Laser portable F/G0MRF/P site nr Calais

TX - Keydown

With a pair of 10x50 binoculars I could see the communication towers on the English side. I placed a small twig in the ground in line between the laser transmitter and our target. It's easy to see in the daylight, but a row of lights can all look very similar at night. With 2m talkback I established contact with Allan and Derek who confirmed that could see the red and white mast behind our site. As the sun went down, Allan pointed a spotlamp in our direction which we saw immediately.
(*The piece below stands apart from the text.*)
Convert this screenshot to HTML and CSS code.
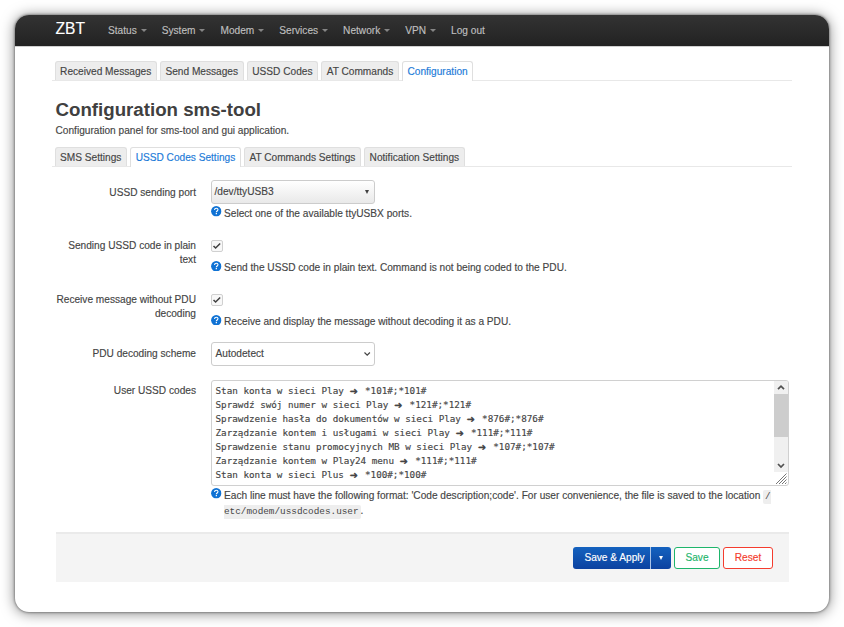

With something to aim my laser at, I placed a handy case of Belgium beer on the morse key and began to adjust the vernier adjustments on my laser TX.

Suddenly 'OK that's it' came over the 2m link and Allan confirmed that he had seen a flash of red from the French coast. I asked for the audio from Allan's receiver to be played down the 2m link and slowly moved the laser's vernier back. A small tone with a lot of noise came over the radio and within another 5 minutes and more fine adjustments a very loud and distorted tone came over the 2m talkback. Allan confirmed that the signal was so strong that it was overloading his receiver.
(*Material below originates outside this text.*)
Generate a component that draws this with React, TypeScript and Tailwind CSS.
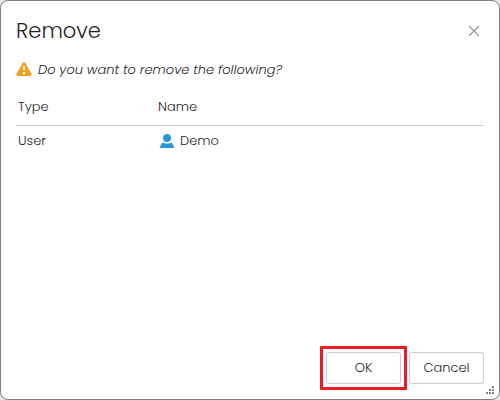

With one transmitter on target, Allan Switched to transmit and I watched for a tell tale flash of red. 5 minutes of swishing later and nothing. Having gone back and forth we realised that driving over the fields to the site the optics had been knocked out of alignment. Allan's transmitter uses a 3mW laser diode but he has fitted a beam expander which decreases the divergence. This makes the beam appear brighter but it has the disadvantage of making the aiming very difficult. Eventually I saw the slightest flash of red and with my receiver playing the audio back to Allan, he managed to get his transmitter pointing in the right direction. With the hard part completed the QSO was straightforward. Reports were exchanged, 589 for Allan and 599 for me.

With the first laser QSO between France and England completed, I looked for the 5mW signal from the laser pointer used in Derek's transmitter. During the previous 30 minutes Derek had been monitoring my laser signals from France and it only took a few more to align his transmitter. Strangely, Derek's laser although being higher powered, looked significantly less intense than Allan's. Having exchanged details with Derek and with another QSO in the log, we decided to estimate the beam diameter of the 3 lasers over the 34km path. The results were quite interesting. My system, built from parts supplied by Roithner Lasertecnik in Austria, was about 120 feet diameter while Derek's system based on a simple laser pointer was about 250 feet across. However, Allan's transmitter, with the beam expanders, was just 40 feet wide and when I moved about 10 feet to the East, the signal rapidly faded. The beam expanders had reduced the divergence to just less than 0.4 milli radians. Very bright, with terrific potential for long distance, but difficult to point.

Equipment used

F/G0MRF/P. TX - 10mW focusable 670nm laser with a darlington transistor as a shunt modulator. Modulation: Crystal derived 488Hz. RX. 4 inch lens with OPT210 with TL071 buffer and LM386 audio amp.
G3GRO/P TX - 5mW laser pointer 488Hz modulation. Pointing aided by micrometer adjusters. RX OPT310 front end with 4 inch lens + external 5W audio amp I.C.
G8LSD/P TX 3mW 670nm laser with beam expander giving about 320 micro radians or 0.02 degrees divergence. Beam approx 2 inches by 1 inch. RX 110mm reflecting telescope. Detector OPT211 with low noise audio amp and external DSP audio filter.